В указанных определениях, в имеющемся в дефиниции различии формы понятие обретает само себя и имеет в них соответствующую ему реальность. Но так как рефлексия моментов понятия в себя самих, единичность, еще не содержится в этой реальности (ибо в результате объект, поскольку он находится в познании, еще не определен как нечто субъективное), то познание есть по отношению к объекту нечто субъективное и имеет некоторое внешнее начало; или, иначе говоря, вследствие того, что оно имеет внешнее начало в единичном, оно есть нечто субъективное. Содержание понятия есть поэтому нечто данное и случайное.
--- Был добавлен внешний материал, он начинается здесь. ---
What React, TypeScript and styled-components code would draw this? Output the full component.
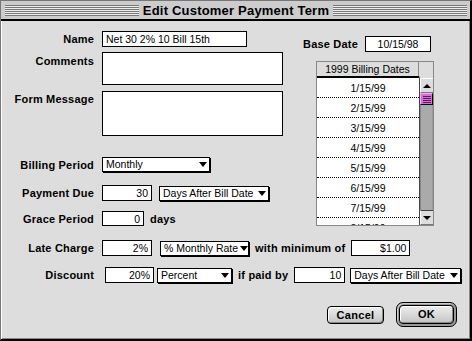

Само конкретное понятие есть, стало быть, нечто случайное, и притом с двух сторон: во-первых, со стороны своего содержания вообще и, во-вторых, со стороны того, какие определения содержания из тех многообразных качеств, которыми предмет обладает во внешнем существовании, отбираются для понятия и должны составлять его моменты.
Последнее соображение требует более детального рассмотрения. Дело в том, что так как единичность, как нечто в-себе-и-для-себя определенное, лежит вне свойственного синтетическому познанию определения понятия, то нет принципа, из которого вытекало бы, какие стороны предмета должны рассматриваться как принадлежащие к составу его понятийного определения и какие должны рассматриваться как принадлежащие лишь к составу внешней реальности. Это создает при дефинициях трудность, неустранимую для этого познания. Мы должны, однако, проводить при этом следующее различение. Во-первых , что касается продуктов самосознательной целесообразности, то легко найти их дефиницию, ибо цель, которой они должны служить, представляет собой некоторое определение, порожденное субъективным решением и составляющее существенную особенность, ту форму существующего, которая здесь единственно важна. Прочая природа его материала или другие внешние свойства, поскольку они соответствуют цели, содержатся в ее определении; остальные для нее несущественны.
Во-вторых , геометрические предметы суть абстрактные пространственные определения; лежащая в их основании абстракция (так называемое абсолютное пространство) потеряла всякие дальнейшие конкретные определения и имеет теперь лишь такие формы (Qestalten) и фигурации, какие в ней полагают; они поэтому суть по существу лишь то, чем они должны быть; их понятийное определение вообще и, ближе, их специфическое различие имеет в них свою простую, не встречающую помех реальность; они суть постольку то же самое, что и продукты внешней целесообразности, и вместе с тем они сходны в этом отношении также и с арифметическими предметами, в основании которых лежит равным образом лишь то определение, которое было в них положено. Пространство, правда, обладает еще и дальнейшими определениями (тройственностью своих измерений, непрерывностью и делимостью), которые не полагаются в нем впервые через внешний процесс определения. Однако эти определения принадлежат к взятому извне материалу и суть непосредственные предпосылки; лишь сочетание и переплетение вышеуказанных субъективных определений с этой своеобразной природой той их почвы, на которую они занесены, создает синтетические отношения и законы. Так как в основании числовых определений лежит простой принцип одного , то их сочетание и дальнейшее определение есть всецело лишь нечто положенное; напротив, определения в пространстве, которое само по себе есть некоторая непрерывная внеположность , разветвляются еще и дальше и обладают разнящейся от их понятия реальностью, которая, однако, уже больше не принадлежит к составу непосредственной дефиниции.